Exercise task: All of the lines below are to be printed again exactly; images are excluded from the output.

Given data:

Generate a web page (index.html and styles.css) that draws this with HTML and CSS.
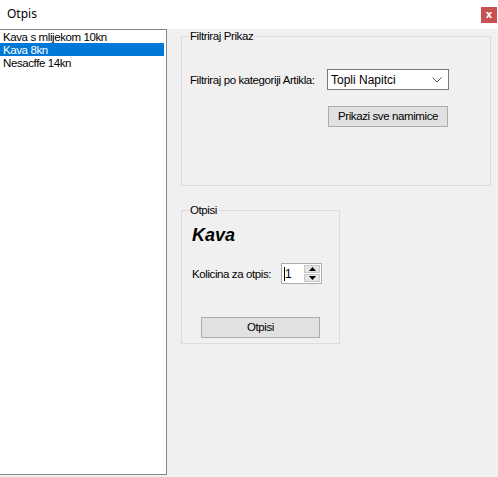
FILE: index.html
```html
<!DOCTYPE html>
<html>
<head>
<meta charset="utf-8">
<link rel="stylesheet" href="styles.css">
</head>
<body>
<div class="window">
  <div class="titlebar">
    <span class="title">Otpis</span>
    <span class="close">x</span>
  </div>
  <div class="main">
    <div class="listbox">
      <div class="item">Kava s mlijekom 10kn</div>
      <div class="item selected">Kava 8kn</div>
      <div class="item">Nesacffe 14kn</div>
    </div>
    <div class="panel">
      <div class="group group-filter">
        <span class="legend">Filtriraj Prikaz</span>
        <div class="row filter-row">
          <span class="label">Filtriraj po kategoriji Artikla:</span>
          <div class="combo">
            <span>Topli Napitci</span>
            <svg class="chev" width="10" height="6" viewBox="0 0 10 6"><path d="M0.5 0.5 L5 5 L9.5 0.5" fill="none" stroke="#555" stroke-width="1"/></svg>
          </div>
        </div>
        <div class="btn btn-show">Prikazi sve namimice</div>
      </div>
      <div class="group group-otpis">
        <span class="legend">Otpisi</span>
        <div class="product">Kava</div>
        <div class="row qty-row">
          <span class="label">Kolicina za otpis:</span>
          <div class="numeric">
            <div class="num-value"><span class="caret"></span>1</div>
            <div class="spin">
              <div class="spin-btn"><svg width="7" height="4" viewBox="0 0 7 4"><path d="M3.5 0 L7 4 L0 4 Z" fill="#000"/></svg></div>
              <div class="spin-btn"><svg width="7" height="4" viewBox="0 0 7 4"><path d="M0 0 L7 0 L3.5 4 Z" fill="#000"/></svg></div>
            </div>
          </div>
        </div>
        <div class="btn btn-otpisi">Otpisi</div>
      </div>
    </div>
  </div>
</div>
</body>
</html>
```
FILE: styles.css
```css
* { box-sizing: border-box; }
html, body { margin: 0; padding: 0; }
body {
  width: 498px;
  height: 477px;
  overflow: hidden;
  background: #f0f0f0;
  font-family: "Liberation Sans", Arial, sans-serif;
  font-size: 11.5px;
  letter-spacing: -0.4px;
  color: #000;
}
.window { width: 498px; height: 477px; display: flex; flex-direction: column; }
.titlebar {
  height: 29px;
  background: #fff;
  display: flex;
  align-items: flex-start;
  justify-content: space-between;
  flex: none;
  letter-spacing: 0;
}
.title {
  font-family: "Noto Sans", "Liberation Sans", sans-serif;
  font-size: 12px;
  margin-left: 7px;
  margin-top: 5px;
  line-height: 17px;
}
.close {
  width: 16px;
  height: 16px;
  margin-top: 7px;
  margin-right: 1px;
  background: #c75050;
  color: #fff;
  font-weight: bold;
  font-size: 10px;
  line-height: 15px;
  text-align: center;
  font-family: "DejaVu Sans", sans-serif;
}
.main { flex: 1; display: flex; align-items: flex-start; }
.listbox {
  width: 167px;
  height: 446px;
  background: #fff;
  border: 1px solid #828790;
  border-left: none;
  padding: 0 2px 0 0;
  flex: none;
}
.item {
  height: 13px;
  line-height: 14px;
  padding-left: 3px;
  white-space: nowrap;
}
.item.selected { background: #0078d7; color: #fff; }
.panel {
  display: flex;
  flex-direction: column;
  align-items: flex-start;
  padding-left: 14px;
  padding-top: 7px;
}
.group {
  position: relative;
  border: 1px solid #dcdcdc;
}
.legend {
  position: absolute;
  top: -7px;
  left: 7px;
  padding: 0 1px;
  background: #f0f0f0;
  line-height: 13px;
}
.group-filter {
  width: 310px;
  height: 150px;
  padding: 32px 0 0 8px;
}
.row { display: flex; align-items: center; }
.filter-row .label { width: 137px; }
.combo {
  width: 122px;
  height: 21px;
  border: 1px solid #7a7a7a;
  background: #fff;
  display: flex;
  align-items: center;
  justify-content: space-between;
  padding: 0 6px 0 3px;
  letter-spacing: 0;
}
.combo span { font-size: 12px; }
.chev { margin-top: 1px; }
.btn {
  background: #e1e1e1;
  border: 1px solid #adadad;
  text-align: center;
  height: 21px;
  line-height: 19px;
  font-size: 11.5px;
}
.btn-show { width: 120px; margin: 16px 0 0 138px; }
.group-otpis {
  width: 159px;
  height: 134px;
  margin-top: 24px;
  padding: 14px 0 0 10px;
}
.product {
  font-weight: bold;
  font-style: italic;
  font-size: 18px;
  line-height: 20px;
  letter-spacing: 0;
  font-family: "Liberation Sans", Arial, sans-serif;
}
.qty-row { margin-top: 18px; }
.qty-row .label { width: 89px; }
.numeric {
  width: 41px;
  height: 21px;
  border: 1px solid #abadb3;
  background: #fff;
  display: flex;
}
.num-value {
  flex: 1;
  display: flex;
  align-items: center;
  padding-left: 2px;
  font-size: 12px;
}
.caret { width: 1px; height: 14px; background: #000; margin-right: 0px; }
.spin { width: 17px; display: flex; flex-direction: column; padding: 1px 1px 1px 0; gap: 1px; }
.spin-btn {
  flex: 1;
  background: #e5e5e5;
  border: 1px solid #c8c8c8;
  display: flex;
  align-items: center;
  justify-content: center;
}
.btn-otpisi { width: 119px; margin: 33px 0 0 9px; }
```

Answer below:
Generate a web page (index.html and styles.css) that draws this with HTML and CSS.
FILE: index.html
```html
<!DOCTYPE html>
<html>
<head>
<meta charset="utf-8">
<link rel="stylesheet" href="styles.css">
</head>
<body>
<div class="window">
  <div class="titlebar">
    <span class="title">Otpis</span>
    <span class="close">x</span>
  </div>
  <div class="main">
    <div class="listbox">
      <div class="item">Kava s mlijekom 10kn</div>
      <div class="item selected">Kava 8kn</div>
      <div class="item">Nesacffe 14kn</div>
    </div>
    <div class="panel">
      <div class="group group-filter">
        <span class="legend">Filtriraj Prikaz</span>
        <div class="row filter-row">
          <span class="label">Filtriraj po kategoriji Artikla:</span>
          <div class="combo">
            <span>Topli Napitci</span>
            <svg class="chev" width="10" height="6" viewBox="0 0 10 6"><path d="M0.5 0.5 L5 5 L9.5 0.5" fill="none" stroke="#555" stroke-width="1"/></svg>
          </div>
        </div>
        <div class="btn btn-show">Prikazi sve namimice</div>
      </div>
      <div class="group group-otpis">
        <span class="legend">Otpisi</span>
        <div class="product">Kava</div>
        <div class="row qty-row">
          <span class="label">Kolicina za otpis:</span>
          <div class="numeric">
            <div class="num-value"><span class="caret"></span>1</div>
            <div class="spin">
              <div class="spin-btn"><svg width="7" height="4" viewBox="0 0 7 4"><path d="M3.5 0 L7 4 L0 4 Z" fill="#000"/></svg></div>
              <div class="spin-btn"><svg width="7" height="4" viewBox="0 0 7 4"><path d="M0 0 L7 0 L3.5 4 Z" fill="#000"/></svg></div>
            </div>
          </div>
        </div>
        <div class="btn btn-otpisi">Otpisi</div>
      </div>
    </div>
  </div>
</div>
</body>
</html>
```
FILE: styles.css
```css
* { box-sizing: border-box; }
html, body { margin: 0; padding: 0; }
body {
  width: 498px;
  height: 477px;
  overflow: hidden;
  background: #f0f0f0;
  font-family: "Liberation Sans", Arial, sans-serif;
  font-size: 11.5px;
  letter-spacing: -0.4px;
  color: #000;
}
.window { width: 498px; height: 477px; display: flex; flex-direction: column; }
.titlebar {
  height: 29px;
  background: #fff;
  display: flex;
  align-items: flex-start;
  justify-content: space-between;
  flex: none;
  letter-spacing: 0;
}
.title {
  font-family: "Noto Sans", "Liberation Sans", sans-serif;
  font-size: 12px;
  margin-left: 7px;
  margin-top: 5px;
  line-height: 17px;
}
.close {
  width: 16px;
  height: 16px;
  margin-top: 7px;
  margin-right: 1px;
  background: #c75050;
  color: #fff;
  font-weight: bold;
  font-size: 10px;
  line-height: 15px;
  text-align: center;
  font-family: "DejaVu Sans", sans-serif;
}
.main { flex: 1; display: flex; align-items: flex-start; }
.listbox {
  width: 167px;
  height: 446px;
  background: #fff;
  border: 1px solid #828790;
  border-left: none;
  padding: 0 2px 0 0;
  flex: none;
}
.item {
  height: 13px;
  line-height: 14px;
  padding-left: 3px;
  white-space: nowrap;
}
.item.selected { background: #0078d7; color: #fff; }
.panel {
  display: flex;
  flex-direction: column;
  align-items: flex-start;
  padding-left: 14px;
  padding-top: 7px;
}
.group {
  position: relative;
  border: 1px solid #dcdcdc;
}
.legend {
  position: absolute;
  top: -7px;
  left: 7px;
  padding: 0 1px;
  background: #f0f0f0;
  line-height: 13px;
}
.group-filter {
  width: 310px;
  height: 150px;
  padding: 32px 0 0 8px;
}
.row { display: flex; align-items: center; }
.filter-row .label { width: 137px; }
.combo {
  width: 122px;
  height: 21px;
  border: 1px solid #7a7a7a;
  background: #fff;
  display: flex;
  align-items: center;
  justify-content: space-between;
  padding: 0 6px 0 3px;
  letter-spacing: 0;
}
.combo span { font-size: 12px; }
.chev { margin-top: 1px; }
.btn {
  background: #e1e1e1;
  border: 1px solid #adadad;
  text-align: center;
  height: 21px;
  line-height: 19px;
  font-size: 11.5px;
}
.btn-show { width: 120px; margin: 16px 0 0 138px; }
.group-otpis {
  width: 159px;
  height: 134px;
  margin-top: 24px;
  padding: 14px 0 0 10px;
}
.product {
  font-weight: bold;
  font-style: italic;
  font-size: 18px;
  line-height: 20px;
  letter-spacing: 0;
  font-family: "Liberation Sans", Arial, sans-serif;
}
.qty-row { margin-top: 18px; }
.qty-row .label { width: 89px; }
.numeric {
  width: 41px;
  height: 21px;
  border: 1px solid #abadb3;
  background: #fff;
  display: flex;
}
.num-value {
  flex: 1;
  display: flex;
  align-items: center;
  padding-left: 2px;
  font-size: 12px;
}
.caret { width: 1px; height: 14px; background: #000; margin-right: 0px; }
.spin { width: 17px; display: flex; flex-direction: column; padding: 1px 1px 1px 0; gap: 1px; }
.spin-btn {
  flex: 1;
  background: #e5e5e5;
  border: 1px solid #c8c8c8;
  display: flex;
  align-items: center;
  justify-content: center;
}
.btn-otpisi { width: 119px; margin: 33px 0 0 9px; }
```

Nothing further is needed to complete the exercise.